Here’s an extreme example, based on a recent Utah case, of what undue influence might look like. An elderly widow had two children: a son and a daughter. The son lived with his widowed mother and took care of her for fifteen years. Although the mother had made changes to her Will over the years, she had consistently divided her Estate equally between her two children. Then, about a year before the mother died, she fell and hit her head. Although the son continued to care for the mother, when the son left for a week-long vacation, the daughter checked the mother into a hotel and refused to tell the son (her brother) where she was keeping the mother. During this time, the daughter arranged for a family friend, who happened to be an attorney, to revise the Will to disinherit the son. The mother died shortly after.
Based on these facts, the son was able to invalidate the revised Will.

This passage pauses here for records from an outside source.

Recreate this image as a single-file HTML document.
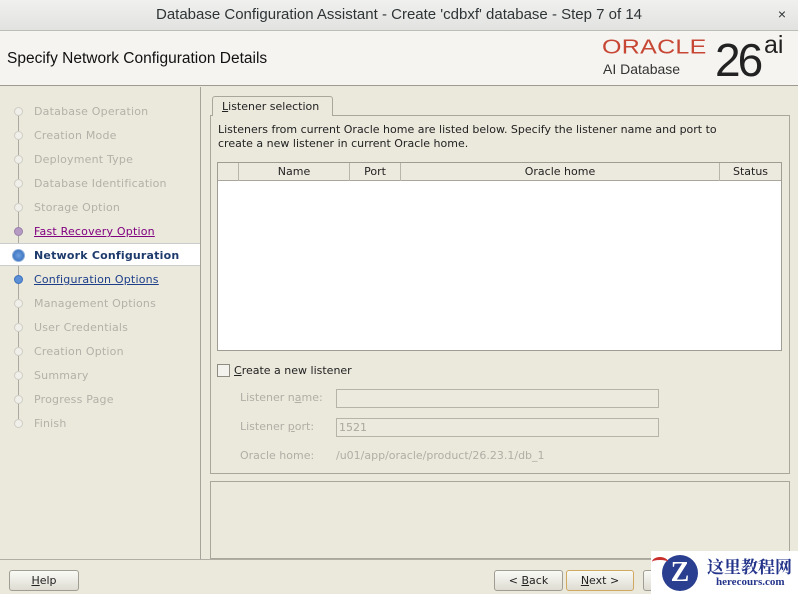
<!DOCTYPE html>
<html><head><style>
*{box-sizing:border-box;margin:0;padding:0}
body{width:798px;height:594px;overflow:hidden;background:#ebe8dc;font-family:"DejaVu Sans",sans-serif;font-size:11px;color:#222;position:relative}
.abs{position:absolute}
.title{left:0;top:0;width:798px;height:31px;background:linear-gradient(#f0f0ef,#e2e2e0);border-bottom:1px solid #bdbdb8;text-align:center;font-family:"Liberation Sans",sans-serif;font-size:15px;line-height:29px;color:#2e3436}
.hdr{left:0;top:31px;width:798px;height:55px;background:#f5f4f0;border-bottom:1px solid #9d9b90}
.step{left:34px;font-size:11px;color:#b3b1a8;letter-spacing:.2px}
.dot{left:14px;width:9px;height:9px;border-radius:50%;background:#f0efea;border:1px solid #cfcdc4}
.line{left:18px;width:1px;background:#aaa8a0}
.btn{height:21px;border:1px solid #a09e94;border-radius:3px;background:linear-gradient(#fafaf6,#dedcd2);text-align:center;line-height:19px;font-size:11px}
.th{top:0;height:18px;border-right:1px solid #b8b6ab;text-align:center;line-height:17px}
.lbl{color:#b0aea5;left:240px}
.inp{left:336px;width:323px;height:19px;border:1px solid #b6b4a9;background:#ece9de;color:#a9a79e;padding-left:2px;line-height:17px}
</style></head><body>
<div class="abs title">Database Configuration Assistant - Create 'cdbxf' database - Step 7 of 14<span style="position:absolute;right:12px;top:0;font-size:14px">×</span></div>
<div class="abs hdr">
 <div class="abs" style="left:7px;top:19px;font-family:'Liberation Sans',sans-serif;font-size:15.5px;color:#111">Specify Network Configuration Details</div>
 <div class="abs" style="left:602px;top:5px;font-family:'Liberation Sans',sans-serif;font-size:25px;color:#c74634;letter-spacing:.3px;transform:scaleY(.8);transform-origin:left top">ORACLE</div>
 <div class="abs" style="left:603px;top:30px;font-family:'Liberation Sans',sans-serif;font-size:14px;color:#333">AI Database</div>
 <div class="abs" style="left:715px;top:2px;font-family:'Liberation Sans',sans-serif;font-size:46px;color:#222;letter-spacing:-3px">26</div>
 <div class="abs" style="left:764px;top:0px;font-family:'Liberation Sans',sans-serif;font-size:25px;color:#222">ai</div>
</div>
<div class="abs" style="left:200px;top:87px;width:1px;height:472px;background:#a6a49a"></div>
<div class="abs line" style="top:111px;height:312px"></div>
<div class="abs" style="left:0;top:243px;width:200px;height:23px;background:#fff;border-top:1px solid #ccc;border-bottom:1px solid #ccc"></div>
<div class="abs dot" style="top:107px"></div><div class="abs step" style="top:105px">Database Operation</div>
<div class="abs dot" style="top:131px"></div><div class="abs step" style="top:129px">Creation Mode</div>
<div class="abs dot" style="top:155px"></div><div class="abs step" style="top:153px">Deployment Type</div>
<div class="abs dot" style="top:179px"></div><div class="abs step" style="top:177px">Database Identification</div>
<div class="abs dot" style="top:203px"></div><div class="abs step" style="top:201px">Storage Option</div>
<div class="abs dot" style="top:227px;background:#b59ac3;border-color:#9a7fa8"></div><div class="abs step" style="top:225px;color:#800080;text-decoration:underline">Fast Recovery Option</div>
<div class="abs dot" style="top:249px;left:12px;width:13px;height:13px;background:radial-gradient(#6fa0e0,#2e67b8);border-color:#8fb0da"></div><div class="abs step" style="top:249px;color:#1d3a6c;font-weight:bold">Network Configuration</div>
<div class="abs dot" style="top:275px;background:#5b8fd6;border-color:#3c70bb"></div><div class="abs step" style="top:273px;color:#1d3f8a;text-decoration:underline">Configuration Options</div>
<div class="abs dot" style="top:299px"></div><div class="abs step" style="top:297px">Management Options</div>
<div class="abs dot" style="top:323px"></div><div class="abs step" style="top:321px">User Credentials</div>
<div class="abs dot" style="top:347px"></div><div class="abs step" style="top:345px">Creation Option</div>
<div class="abs dot" style="top:371px"></div><div class="abs step" style="top:369px">Summary</div>
<div class="abs dot" style="top:395px"></div><div class="abs step" style="top:393px">Progress Page</div>
<div class="abs dot" style="top:419px"></div><div class="abs step" style="top:417px">Finish</div>

<div class="abs" style="left:210px;top:115px;width:580px;height:359px;border:1px solid #a9a79c;background:#ebe8dc"></div>
<div class="abs" style="left:212px;top:96px;width:121px;height:20px;border:1px solid #a9a79c;border-bottom:none;border-radius:3px 3px 0 0;background:#ebe8dc;padding-left:9px;line-height:19px"><u>L</u>istener selection</div>
<div class="abs" style="left:218px;top:123px;line-height:14px">Listeners from current Oracle home are listed below. Specify the listener name and port to<br>create a new listener in current Oracle home.</div>
<div class="abs" style="left:217px;top:162px;width:565px;height:189px;border:1px solid #9f9d93;background:#fff">
 <div class="abs" style="left:0;top:0;width:563px;height:18px;background:#ece9de;border-bottom:1px solid #a9a79c"></div>
 <div class="abs th" style="left:0;width:21px"></div>
 <div class="abs th" style="left:21px;width:111px">Name</div>
 <div class="abs th" style="left:132px;width:51px">Port</div>
 <div class="abs th" style="left:183px;width:319px">Oracle home</div>
 <div class="abs th" style="left:502px;width:61px;border:none">Status</div>
</div>
<div class="abs" style="left:217px;top:364px;width:13px;height:13px;border:1px solid #8e8c82;background:#f3f2ec"></div>
<div class="abs" style="left:234px;top:364px"><u>C</u>reate a new listener</div>
<div class="abs lbl" style="top:391px">Listener n<u>a</u>me:</div>
<div class="abs inp" style="top:389px"></div>
<div class="abs lbl" style="top:420px">Listener <u>p</u>ort:</div>
<div class="abs inp" style="top:418px">1521</div>
<div class="abs lbl" style="top:449px">Oracle home:</div>
<div class="abs lbl" style="left:336px;top:449px">/u01/app/oracle/product/26.23.1/db_1</div>

<div class="abs" style="left:210px;top:481px;width:580px;height:78px;border:1px solid #a9a79c;background:#ebe8dc"></div>
<div class="abs" style="left:0;top:559px;width:798px;height:1px;background:#b0aea4"></div>
<div class="abs btn" style="left:9px;top:570px;width:70px"><u>H</u>elp</div>
<div class="abs btn" style="left:494px;top:570px;width:69px">&lt; <u>B</u>ack</div>
<div class="abs btn" style="left:566px;top:570px;width:68px;border-color:#d0a860"><u>N</u>ext &gt;</div>
<div class="abs btn" style="left:643px;top:570px;width:20px"></div>
<div class="abs" style="left:651px;top:551px;width:147px;height:43px;background:#fff"></div>
<div class="abs" style="left:662px;top:555px;width:36px;height:36px;border-radius:50%;background:#2a3f8f;color:#fff;font:bold 28px 'Liberation Serif',serif;text-align:center;line-height:36px">Z</div>
<div class="abs" style="left:652px;top:557px;width:16px;height:10px;border-top:3px solid #c9302c;border-radius:50%"></div>
<div class="abs" style="left:707px;top:553px;font:bold 17px 'Noto Serif CJK SC',serif;color:#24348a">这里教程网</div>
<div class="abs" style="left:716px;top:576px;font:bold 11px 'Liberation Serif',serif;color:#24348a">herecours.com</div>
</body></html>
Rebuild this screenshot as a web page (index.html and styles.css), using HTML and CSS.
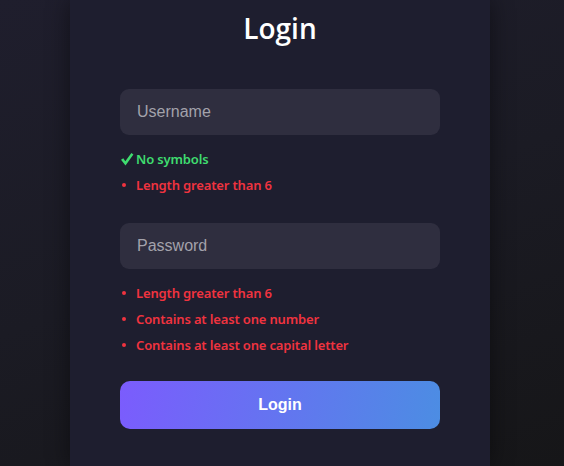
FILE: index.html
```html
<!DOCTYPE html>
<html lang="en">
<head>
<meta charset="utf-8">
<title>Login</title>
<link rel="stylesheet" href="styles.css">
</head>
<body>
<div class="page">
  <div class="card">
    <h1 class="title">Login</h1>
    <form class="form">
      <input class="field" type="text" placeholder="Username">
      <ul class="rules rules-user">
        <li class="rule ok"><svg class="check" viewBox="0 0 14 14" width="14" height="14"><path d="M1 7.8 L3.3 6.2 L5.3 9.3 L11.4 1 L13.4 2.4 L5.5 13.4 Z" fill="#3fdc6f"/></svg>No symbols</li>
        <li class="rule bad">Length greater than 6</li>
      </ul>
      <input class="field" type="password" placeholder="Password">
      <ul class="rules rules-pass">
        <li class="rule bad">Length greater than 6</li>
        <li class="rule bad">Contains at least one number</li>
        <li class="rule bad">Contains at least one capital letter</li>
      </ul>
      <button class="btn" type="button">Login</button>
    </form>
  </div>
</div>
</body>
</html>
```

FILE: styles.css
```css
* { box-sizing: border-box; }
html, body { margin: 0; padding: 0; height: 100%; }
body {
  background: linear-gradient(160deg, #1f1e2d 0%, #1b1b24 50%, #161618 100%);
  overflow: hidden;
}
.page {
  height: 466px;
  display: flex;
  justify-content: center;
  padding-right: 4px;
}
.card {
  width: 420px;
  height: 100%;
  background: #1e1e2f;
  box-shadow: 0 0 22px rgba(0, 0, 0, 0.45);
  padding: 11px 50px 0;
}
.title {
  margin: 0;
  font-family: "Open Sans", "Noto Sans", sans-serif;
  font-weight: 600;
  font-size: 28px;
  line-height: 34px;
  color: #ffffff;
  text-align: center;
}
.form {
  margin-top: 44px;
  display: flex;
  flex-direction: column;
}
.field {
  display: block;
  width: 100%;
  height: 46px;
  border: none;
  outline: none;
  border-radius: 9px;
  background: #2f2e3f;
  padding: 0 17px;
  font-family: "Liberation Sans", Arial, sans-serif;
  font-size: 16px;
  color: #e0e0e6;
}
.field::placeholder { color: #a3a2ab; }
.rules {
  list-style: none;
  margin: 11px 0 25px;
  padding: 0;
}
.rules-pass { margin-bottom: 23px; }
.rule {
  position: relative;
  display: flex;
  align-items: center;
  height: 26px;
  padding-left: 16px;
  font-family: "Noto Sans", sans-serif;
  font-weight: 600;
  font-size: 13px;
  letter-spacing: -0.15px;
}
.rule.ok { color: #3fdc6f; padding-left: 0; }
.rule.bad { color: #f0333f; }
.rule.bad::before {
  content: "";
  position: absolute;
  left: 2px;
  top: 11px;
  width: 4px;
  height: 4px;
  border-radius: 50%;
  background: #f0333f;
}
.check { margin-right: 2px; flex: none; }
.btn {
  width: 100%;
  height: 48px;
  border: none;
  border-radius: 10px;
  background: linear-gradient(100deg, #7b5cfd 0%, #4c8de3 100%);
  color: #ffffff;
  font-family: "Liberation Sans", Arial, sans-serif;
  font-weight: 700;
  font-size: 16px;
  cursor: pointer;
}
```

This is because (1) the daughter (the person who allegedly exerted undue influence on the mother) was in a position of trust (as her mother’s caretaker) at the time the will was changed; (2) the mother was involved in the revision of the Will (by arranging to have an attorney revise the Will); and (3) the mother disproportionately benefited from the revised Will (her brother’s share was given to her family). Because the evidence established these three facts, the burden shifted to the daughter to prove it was the mother’s desire to disinherit the son—something she was unable to do. As a result, the revised Will was set aside and the brother and daughter inherited equal shares of the mother’s estate.
Conclusion
In summary, if you believe a Will does not accurately reflect a deceased loved-one’s wishes (either because the loved-one was tricked or because the loved-one lacked mental capacity) the law may provide you with an avenue to set things right. So if you find yourself in this situation (or something similar), reach out to an attorney to see if you have a good case.